CMS debuts 64 codes for PWCs, scooters

Friday, June 30, 2006

WASHINGTON - When CMS released 64 new power mobility codes last month, it provided so few other details that the industry wasn't quite sure what to make of them.
What's still missing: additional testing requirements, coverage criteria and pricing.
"I think what we've got here is a skeleton," said Simon Margolis, who sat on a 14-member technical panel that provided CMS with recommendations for the new codes. "We have to see what happens when they start hanging some flesh on it."
The codes, which go into effect Oct. 1, 2006, are organized into six wheelchair and two scooter groupings based on functionality and performance. Each group has sub-divisions based on "patient weight capacity and/or powered seating system capability."
Additionally, the codes--61 codes plus three miscellaneous codes for a total of 64--include not only the type of "base" but also options and accessories.
It won't be until the testing requirements, the coverage criteria and pricing are released, however, that the industry will be able to put the new codes into context, said Cara Bachenheimer, vice president of government relations for Invacare.
"It's a good overall framework, but we can't really assess the final impact on beneficiaries and their ability to access these products until these holes are filled in," she said.
There's still enough information in the new codes to give the industry some pause.
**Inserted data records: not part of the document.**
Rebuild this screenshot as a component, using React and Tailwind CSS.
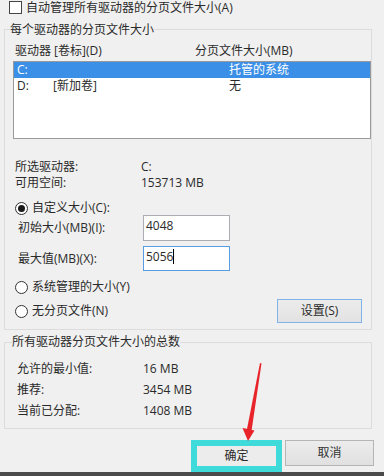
import React from 'react';

const Radio = ({ checked, label }) => (
  <div className="flex items-center">
    <div className="w-[13px] h-[13px] rounded-full border border-[#333] bg-white flex items-center justify-center">
      {checked && <div className="w-[7px] h-[7px] rounded-full bg-[#1a1a1a]" />}
    </div>
    <span className="ml-[4px] leading-[16px]">{label}</span>
  </div>
);

const InfoRow = ({ label, value, className = '' }) => (
  <div className={`flex h-[16px] items-center ${className}`}>
    <span className="w-[126px] shrink-0">{label}</span>
    <span>{value}</span>
  </div>
);

export default function App() {
  return (
    <div className="relative w-[384px] h-[476px] overflow-hidden bg-[#f0f0f0] text-[12px] text-[#2a2a2a] font-['Open_Sans','Noto_Sans_CJK_SC',sans-serif] flex flex-col">
      {/* top checkbox */}
      <div className="h-[21px] pt-[1px] pl-[9px] flex items-start">
        <div className="w-[13px] h-[13px] border border-[#444] bg-white" />
        <span className="ml-[4px] leading-[14px]">自动管理所有驱动器的分页文件大小(A)</span>
      </div>

      {/* per-drive group */}
      <fieldset className="ml-[4px] w-[368px] border border-[#dcdcdc] pb-[6px]">
        <legend className="ml-[5px] leading-[17px]">每个驱动器的分页文件大小</legend>

        <div className="mt-[5px] h-[16px] flex items-center pl-[10px]">
          <span className="w-[180px]">驱动器 [卷标](D)</span>
          <span>分页文件大小(MB)</span>
        </div>

        <div className="mt-[2px] ml-[8px] w-[358px] h-[78px] border border-[#9a9a9a] bg-white">
          <div className="h-[16px] bg-[#3b8fe6] text-white flex items-center">
            <span className="pl-[3px] w-[215px]">C:</span>
            <span>托管的系统</span>
          </div>
          <div className="h-[16px] flex items-center">
            <span className="pl-[3px] w-[39px]">D:</span>
            <span className="w-[176px]">[新加卷]</span>
            <span>无</span>
          </div>
        </div>

        <div className="pl-[10px]">
          <InfoRow className="mt-[20px]" label="所选驱动器:" value="C:" />
          <InfoRow label="可用空间:" value="153713 MB" />
        </div>

        <div className="mt-[10px] h-[14px] pl-[10px] flex items-center">
          <Radio checked label="自定义大小(C):" />
        </div>

        <div className="h-[26px] flex items-center pl-[13px]">
          <span className="w-[125px]">初始大小(MB)(I):</span>
          <div className="w-[87px] h-[26px] border border-[#abadb3] bg-white pl-[2px] pt-[2px] leading-[16px]">4048</div>
        </div>

        <div className="mt-[5px] h-[25px] flex items-center pl-[13px]">
          <span className="w-[125px]">最大值(MB)(X):</span>
          <div className="w-[87px] h-[25px] border border-[#569de5] bg-white pl-[2px] pt-[2px] leading-[16px] flex items-start">
            <span>5056</span>
            <span className="w-[1px] h-[15px] bg-black" />
          </div>
        </div>

        <div className="mt-[8px] h-[16px] pl-[10px] flex items-center">
          <Radio label="系统管理的大小(Y)" />
        </div>

        <div className="mt-[4px] h-[24px] pl-[10px] pr-[9px] flex items-center">
          <Radio label="无分页文件(N)" />
          <button className="ml-auto w-[85px] h-[24px] border border-[#7eb4ea] bg-gradient-to-b from-[#ececec] to-[#e2e2e2] text-[#2a2a2a]">设置(S)</button>
        </div>
      </fieldset>

      {/* totals group */}
      <fieldset className="mt-[4px] ml-[4px] w-[368px] border border-[#dcdcdc] pb-[9px]">
        <legend className="ml-[7px] leading-[16px]">所有驱动器分页文件大小的总数</legend>
        <div className="pl-[12px]">
          <InfoRow className="mt-[11px]" label="允许的最小值:" value="16 MB" />
          <InfoRow className="mt-[5px]" label="推荐:" value="3454 MB" />
          <InfoRow className="mt-[5px]" label="当前已分配:" value="1408 MB" />
        </div>
      </fieldset>

      {/* dialog buttons */}
      <div className="mt-[11px] pl-[191px] flex items-start">
        <div className="border-[6px] border-[#3fdada]">
          <button className="w-[79px] h-[20px] bg-[#ececec] text-[#2a2a2a] leading-[20px]">确定</button>
        </div>
        <button className="ml-[3px] w-[89px] h-[26px] border border-[#b5b5b5] bg-gradient-to-b from-[#ececec] to-[#e0e0e0] text-[#333]">取消</button>
      </div>

      <div className="mt-auto h-[4px] bg-[#4b4b4b]" />

      {/* red arrow annotation */}
      <svg className="absolute left-0 top-0 pointer-events-none" width="384" height="476" viewBox="0 0 384 476">
        <polygon points="260,363 261.5,363.5 251.5,431 246.8,430" fill="#e8232a" />
        <polygon points="242.5,428 254.5,430.5 248,441" fill="#e8232a" />
      </svg>
    </div>
  );
}
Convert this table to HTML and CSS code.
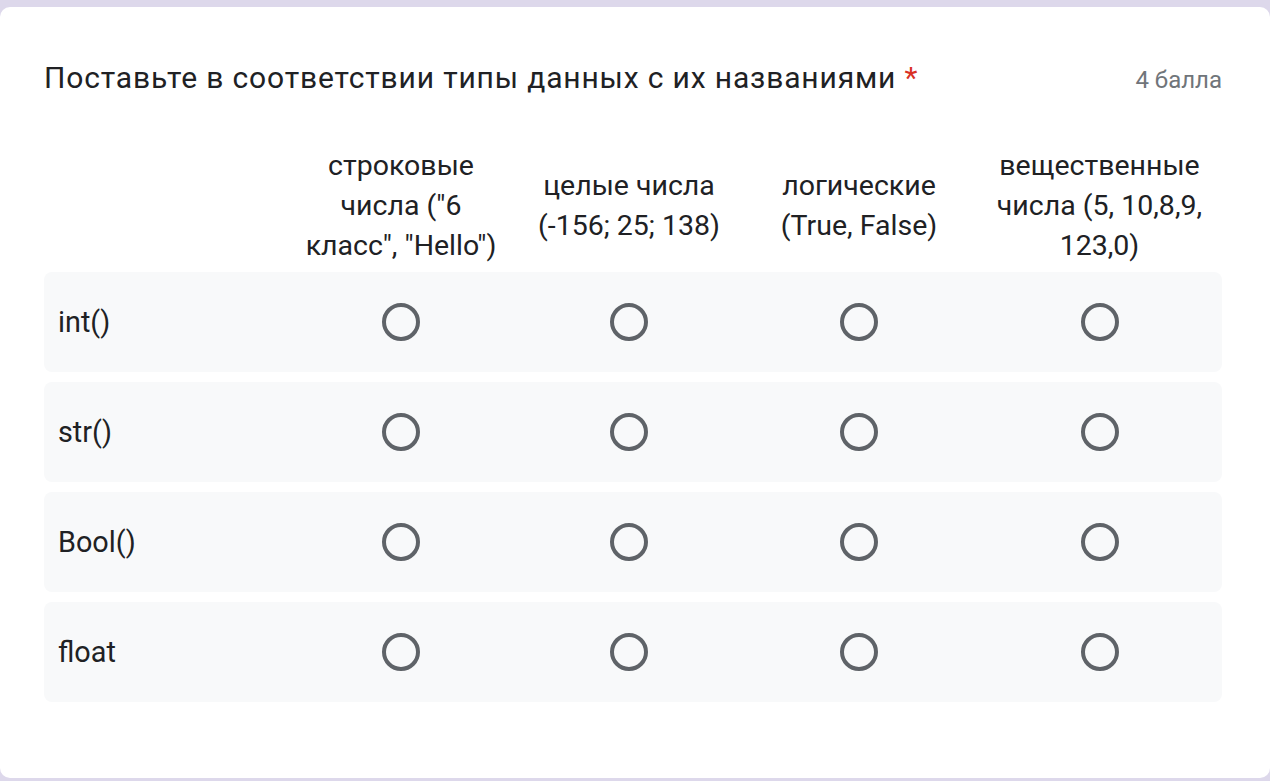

The codes are "sliced and diced" pretty thinly, said Sharon Hildebrandt, executive director of NCART. For example, one of the few differences between the codes in two of the groups is speed and range, industry sources said.
"The question, from a medical policy standpoint is, how do you distinguish that much between those two levels of products?" Bachenheimer asked.
On the plus side, the codes seem to be set up in way that, when CMS applies gap-filling methodology, it should come out with appropriately priced products, Margolis said.
"Because there's a difference between a standard captain's chair and a standard sling seat and back chair, for example, we won't get underpaid for the sling seat and overpaid for the captain's chair," said Margolis, vice president for clinical and professional development for National Seating & Mobility. "Right now, with the K0011 code, everything is lumped in together, and if there's no differentiation, it goes to the least-common denominator."